### MATERIAL PROVIDED

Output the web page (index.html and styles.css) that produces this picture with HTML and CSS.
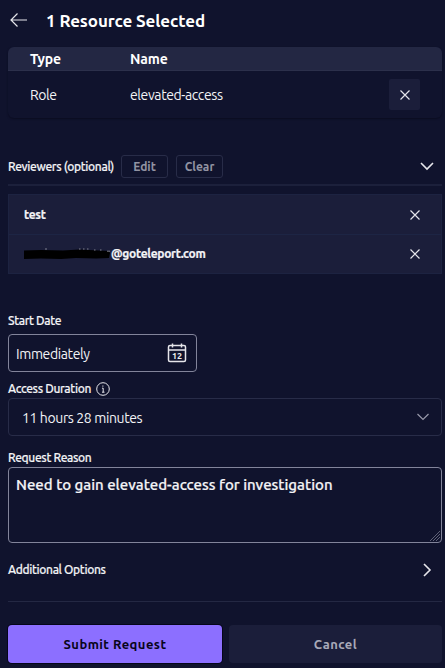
FILE: index.html
```html
<!DOCTYPE html>
<html lang="en">
<head>
<meta charset="utf-8">
<title>Access Request</title>
<link rel="stylesheet" href="styles.css">
</head>
<body>
<main class="panel">
  <header class="title-row">
    <svg width="20" height="16" viewBox="0 0 20 16"><path d="M18 8H2M8.500 1.500 2 8l6.500 6.500"/></svg>
    <h1>1 Resource Selected</h1>
  </header>

  <section class="table">
    <div class="table-row table-head"><b>Type</b><b>Name</b></div>
    <div class="table-row table-item">
      <span>Role</span><span>elevated-access</span>
      <button class="remove"><svg width="12" height="12" viewBox="0 0 12 12"><path d="m1.500 1.500 9 9m0-9-9 9"/></svg></button>
    </div>
  </section>

  <section class="reviewers-head">
    <span class="label">Reviewers (optional)</span>
    <button class="small edit">Edit</button>
    <button class="small">Clear</button>
    <svg class="end" width="16" height="10" viewBox="0 0 16 10"><path class="bold" d="m2 2 6 6 6-6"/></svg>
  </section>

  <ul class="reviewers">
    <li><b>test</b><svg class="end" width="12" height="12" viewBox="0 0 12 12"><path d="m1.500 1.500 9 9m0-9-9 9"/></svg></li>
    <li>
      <svg class="redaction" width="87" height="14" viewBox="0 0 87 14"><path class="ink" d="M0 3.500 17 3l22 .5L55 2.500l20 1 10 .5 1 2-1 5-13 .5-20-.5-15 1-20-.5L0 12z"/><path class="specks" d="M21 2h2M55 2h1.500M59 2h1.500M63 2h1.500M70 3h1.500M76 3h1.500M83 4.200h3"/></svg>
      <b>@goteleport.com</b>
      <svg class="end" width="12" height="12" viewBox="0 0 12 12"><path d="m1.500 1.500 9 9m0-9-9 9"/></svg>
    </li>
  </ul>

  <div class="label start-label">Start Date</div>
  <div class="field date">
    <span>Immediately</span>
    <svg class="end" width="20" height="20" viewBox="0 0 20 20"><rect x="1.500" y="2.500" width="17" height="16" rx="1.500"/><path d="M1.500 7h17M5.500.5v4M14.500.5v4"/><text x="10" y="16.200" text-anchor="middle">12</text></svg>
  </div>

  <div class="label duration-label"><span>Access Duration</span>
    <svg width="14" height="14" viewBox="0 0 14 14"><circle cx="7" cy="7" r="6.300"/><path d="M6 6.200h1.200v4M6 10.200h2.500M6.900 3.500v1.200"/></svg>
  </div>
  <div class="field select">
    <span>11 hours 28 minutes</span>
    <svg class="end" width="14" height="8" viewBox="0 0 14 8"><path d="m1.500 1 5.500 5.500L12.500 1"/></svg>
  </div>

  <div class="label reason-label">Request Reason</div>
  <div class="field reason">
    <span>Need to gain elevated-access for investigation</span>
    <svg class="grip" width="12" height="12" viewBox="0 0 12 12"><path d="M1 11 11 1M4 11l7-7M7 11l4-4"/></svg>
  </div>

  <div class="label options">Additional Options
    <svg class="end" width="10" height="16" viewBox="0 0 10 16"><path class="bold" d="m2 2 6 6-6 6"/></svg>
  </div>

  <footer class="actions">
    <button class="submit">Submit Request</button>
    <button class="cancel">Cancel</button>
  </footer>
</main>
</body>
</html>
```
FILE: styles.css
```css
* { box-sizing: border-box; }
body {
  margin: 0;
  height: 668px;
  overflow: hidden;
  background: #10132d;
  color: #f3f3f6;
  font: 14px/20px Ubuntu, "Noto Sans", sans-serif;
}
.panel { width: 434px; margin-left: 8px; }
svg { display: block; flex: none; fill: none; stroke: #e6e6eb; stroke-width: 1.2; }
svg .bold { stroke-width: 1.6; }
span, b { white-space: nowrap; }
button { display: flex; align-items: center; justify-content: center; padding: 0; border: 0; font: inherit; }
.end { margin-left: auto; }

.title-row { display: flex; align-items: center; height: 47px; padding: 0 0 5px 1px; gap: 17px; }
.title-row svg { margin-bottom: 2px; }
h1 { margin: 0; font-size: 17px; line-height: 24px; letter-spacing: -.1px; color: #fff; }

.table { height: 71px; border-radius: 6px; overflow: hidden; box-shadow: 0 1px 2px #0a0c20; }
.table-row { display: grid; grid-template-columns: 100px 1fr 31px; align-items: center; padding: 0 22px; }
.table-head { height: 24px; background: #232743; border-bottom: 1px solid #2c304b; color: #fff; letter-spacing: -.1px; }
.table-item { height: 47px; letter-spacing: -.4px; }
.remove { width: 31px; height: 31px; border-radius: 2px; background: #1b1e3a; }

.label { font-size: 12px; line-height: 16px; font-weight: 500; letter-spacing: -.34px; -webkit-text-stroke: .15px currentColor; }
.reviewers-head { display: flex; align-items: center; height: 40px; margin-top: 28px; border-bottom: 2px solid #1c203b; padding: 2px 7px 0 0; }
.small { width: 47px; height: 23px; padding-top: 1px; border: 1px solid #282c48; border-radius: 3px; background: transparent; color: #9293a3; font-size: 12px; font-weight: 600; }
.edit { margin: 0 8px 0 0; }
.reviewers-head .label { width: 113px; padding-top: 1px; }
.reviewers { margin: 8px 0 0; padding: 0; list-style: none; border: 1px solid #1d2341; background: #1b1e3a; font-size: 12px; letter-spacing: -.3px; }
.reviewers b { -webkit-text-stroke: .2px currentColor; }
.reviewers li { display: flex; align-items: center; height: 39px; padding: 0 20px 0 15px; }
.reviewers li + li { height: 39px; border-top: 1px solid #1d2544; }
.redaction .ink { fill: #000; stroke: none; }
.redaction .specks { stroke: #9a9ba5; stroke-width: .8; }

.start-label { margin-top: 39px; }
.field { display: flex; align-items: center; border: 1px solid #82849a; border-radius: 4px; }
.date { width: 189px; height: 38px; margin-top: 5px; padding: 0 9px 0 7px; letter-spacing: -.38px; }
.date span { padding-top: 1px; }
.date svg { stroke-width: 1.5; letter-spacing: 0; }
.date text { fill: #eee; stroke: none; font-size: 9px; font-weight: 700; }
.duration-label { display: flex; align-items: center; gap: 6px; margin-top: 8px; }
.duration-label svg { stroke-width: 1; }
.duration-label span { width: 82px; padding-top: 1px; }
.select { height: 38px; margin-top: 1px; padding: 0 11px 0 13px; border-color: #282c48; letter-spacing: -.38px; }
.select span { padding-top: 1px; }
.select svg { stroke: #9899aa; }
.reason-label { margin-top: 14px; }
.reason { position: relative; align-items: flex-start; height: 76px; margin-top: 1px; padding: 7px; font-size: 15px; font-weight: 500; }
.reason span { -webkit-text-stroke: .2px currentColor; }
.grip { position: absolute; right: 0; bottom: 0; stroke: #74768a; stroke-width: .8; }
.options { display: flex; align-items: center; height: 59px; padding: 0 10px 5px 0; border-bottom: 1px solid #242843; }

.actions { display: grid; grid-template-columns: 214px 213px; gap: 7px; margin-top: 23px; }
.actions button { height: 38px; border-radius: 4px; font-size: 13px; font-weight: 700; letter-spacing: .45px; }
.actions .submit { background: #8c6fff; color: #08051a; box-shadow: 0 0 0 1px #05051a; }
.actions .cancel { background: #1b1e3a; color: #a8a9b8; }
```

### SET TASK
Copy out every line of the material above exactly, skipping the pictures.

### SOLVED PROBLEM
Output the web page (index.html and styles.css) that produces this picture with HTML and CSS.
FILE: index.html
```html
<!DOCTYPE html>
<html lang="en">
<head>
<meta charset="utf-8">
<title>Access Request</title>
<link rel="stylesheet" href="styles.css">
</head>
<body>
<main class="panel">
  <header class="title-row">
    <svg width="20" height="16" viewBox="0 0 20 16"><path d="M18 8H2M8.500 1.500 2 8l6.500 6.500"/></svg>
    <h1>1 Resource Selected</h1>
  </header>

  <section class="table">
    <div class="table-row table-head"><b>Type</b><b>Name</b></div>
    <div class="table-row table-item">
      <span>Role</span><span>elevated-access</span>
      <button class="remove"><svg width="12" height="12" viewBox="0 0 12 12"><path d="m1.500 1.500 9 9m0-9-9 9"/></svg></button>
    </div>
  </section>

  <section class="reviewers-head">
    <span class="label">Reviewers (optional)</span>
    <button class="small edit">Edit</button>
    <button class="small">Clear</button>
    <svg class="end" width="16" height="10" viewBox="0 0 16 10"><path class="bold" d="m2 2 6 6 6-6"/></svg>
  </section>

  <ul class="reviewers">
    <li><b>test</b><svg class="end" width="12" height="12" viewBox="0 0 12 12"><path d="m1.500 1.500 9 9m0-9-9 9"/></svg></li>
    <li>
      <svg class="redaction" width="87" height="14" viewBox="0 0 87 14"><path class="ink" d="M0 3.500 17 3l22 .5L55 2.500l20 1 10 .5 1 2-1 5-13 .5-20-.5-15 1-20-.5L0 12z"/><path class="specks" d="M21 2h2M55 2h1.500M59 2h1.500M63 2h1.500M70 3h1.500M76 3h1.500M83 4.200h3"/></svg>
      <b>@goteleport.com</b>
      <svg class="end" width="12" height="12" viewBox="0 0 12 12"><path d="m1.500 1.500 9 9m0-9-9 9"/></svg>
    </li>
  </ul>

  <div class="label start-label">Start Date</div>
  <div class="field date">
    <span>Immediately</span>
    <svg class="end" width="20" height="20" viewBox="0 0 20 20"><rect x="1.500" y="2.500" width="17" height="16" rx="1.500"/><path d="M1.500 7h17M5.500.5v4M14.500.5v4"/><text x="10" y="16.200" text-anchor="middle">12</text></svg>
  </div>

  <div class="label duration-label"><span>Access Duration</span>
    <svg width="14" height="14" viewBox="0 0 14 14"><circle cx="7" cy="7" r="6.300"/><path d="M6 6.200h1.200v4M6 10.200h2.500M6.900 3.500v1.200"/></svg>
  </div>
  <div class="field select">
    <span>11 hours 28 minutes</span>
    <svg class="end" width="14" height="8" viewBox="0 0 14 8"><path d="m1.500 1 5.500 5.500L12.500 1"/></svg>
  </div>

  <div class="label reason-label">Request Reason</div>
  <div class="field reason">
    <span>Need to gain elevated-access for investigation</span>
    <svg class="grip" width="12" height="12" viewBox="0 0 12 12"><path d="M1 11 11 1M4 11l7-7M7 11l4-4"/></svg>
  </div>

  <div class="label options">Additional Options
    <svg class="end" width="10" height="16" viewBox="0 0 10 16"><path class="bold" d="m2 2 6 6-6 6"/></svg>
  </div>

  <footer class="actions">
    <button class="submit">Submit Request</button>
    <button class="cancel">Cancel</button>
  </footer>
</main>
</body>
</html>
```
FILE: styles.css
```css
* { box-sizing: border-box; }
body {
  margin: 0;
  height: 668px;
  overflow: hidden;
  background: #10132d;
  color: #f3f3f6;
  font: 14px/20px Ubuntu, "Noto Sans", sans-serif;
}
.panel { width: 434px; margin-left: 8px; }
svg { display: block; flex: none; fill: none; stroke: #e6e6eb; stroke-width: 1.2; }
svg .bold { stroke-width: 1.6; }
span, b { white-space: nowrap; }
button { display: flex; align-items: center; justify-content: center; padding: 0; border: 0; font: inherit; }
.end { margin-left: auto; }

.title-row { display: flex; align-items: center; height: 47px; padding: 0 0 5px 1px; gap: 17px; }
.title-row svg { margin-bottom: 2px; }
h1 { margin: 0; font-size: 17px; line-height: 24px; letter-spacing: -.1px; color: #fff; }

.table { height: 71px; border-radius: 6px; overflow: hidden; box-shadow: 0 1px 2px #0a0c20; }
.table-row { display: grid; grid-template-columns: 100px 1fr 31px; align-items: center; padding: 0 22px; }
.table-head { height: 24px; background: #232743; border-bottom: 1px solid #2c304b; color: #fff; letter-spacing: -.1px; }
.table-item { height: 47px; letter-spacing: -.4px; }
.remove { width: 31px; height: 31px; border-radius: 2px; background: #1b1e3a; }

.label { font-size: 12px; line-height: 16px; font-weight: 500; letter-spacing: -.34px; -webkit-text-stroke: .15px currentColor; }
.reviewers-head { display: flex; align-items: center; height: 40px; margin-top: 28px; border-bottom: 2px solid #1c203b; padding: 2px 7px 0 0; }
.small { width: 47px; height: 23px; padding-top: 1px; border: 1px solid #282c48; border-radius: 3px; background: transparent; color: #9293a3; font-size: 12px; font-weight: 600; }
.edit { margin: 0 8px 0 0; }
.reviewers-head .label { width: 113px; padding-top: 1px; }
.reviewers { margin: 8px 0 0; padding: 0; list-style: none; border: 1px solid #1d2341; background: #1b1e3a; font-size: 12px; letter-spacing: -.3px; }
.reviewers b { -webkit-text-stroke: .2px currentColor; }
.reviewers li { display: flex; align-items: center; height: 39px; padding: 0 20px 0 15px; }
.reviewers li + li { height: 39px; border-top: 1px solid #1d2544; }
.redaction .ink { fill: #000; stroke: none; }
.redaction .specks { stroke: #9a9ba5; stroke-width: .8; }

.start-label { margin-top: 39px; }
.field { display: flex; align-items: center; border: 1px solid #82849a; border-radius: 4px; }
.date { width: 189px; height: 38px; margin-top: 5px; padding: 0 9px 0 7px; letter-spacing: -.38px; }
.date span { padding-top: 1px; }
.date svg { stroke-width: 1.5; letter-spacing: 0; }
.date text { fill: #eee; stroke: none; font-size: 9px; font-weight: 700; }
.duration-label { display: flex; align-items: center; gap: 6px; margin-top: 8px; }
.duration-label svg { stroke-width: 1; }
.duration-label span { width: 82px; padding-top: 1px; }
.select { height: 38px; margin-top: 1px; padding: 0 11px 0 13px; border-color: #282c48; letter-spacing: -.38px; }
.select span { padding-top: 1px; }
.select svg { stroke: #9899aa; }
.reason-label { margin-top: 14px; }
.reason { position: relative; align-items: flex-start; height: 76px; margin-top: 1px; padding: 7px; font-size: 15px; font-weight: 500; }
.reason span { -webkit-text-stroke: .2px currentColor; }
.grip { position: absolute; right: 0; bottom: 0; stroke: #74768a; stroke-width: .8; }
.options { display: flex; align-items: center; height: 59px; padding: 0 10px 5px 0; border-bottom: 1px solid #242843; }

.actions { display: grid; grid-template-columns: 214px 213px; gap: 7px; margin-top: 23px; }
.actions button { height: 38px; border-radius: 4px; font-size: 13px; font-weight: 700; letter-spacing: .45px; }
.actions .submit { background: #8c6fff; color: #08051a; box-shadow: 0 0 0 1px #05051a; }
.actions .cancel { background: #1b1e3a; color: #a8a9b8; }
```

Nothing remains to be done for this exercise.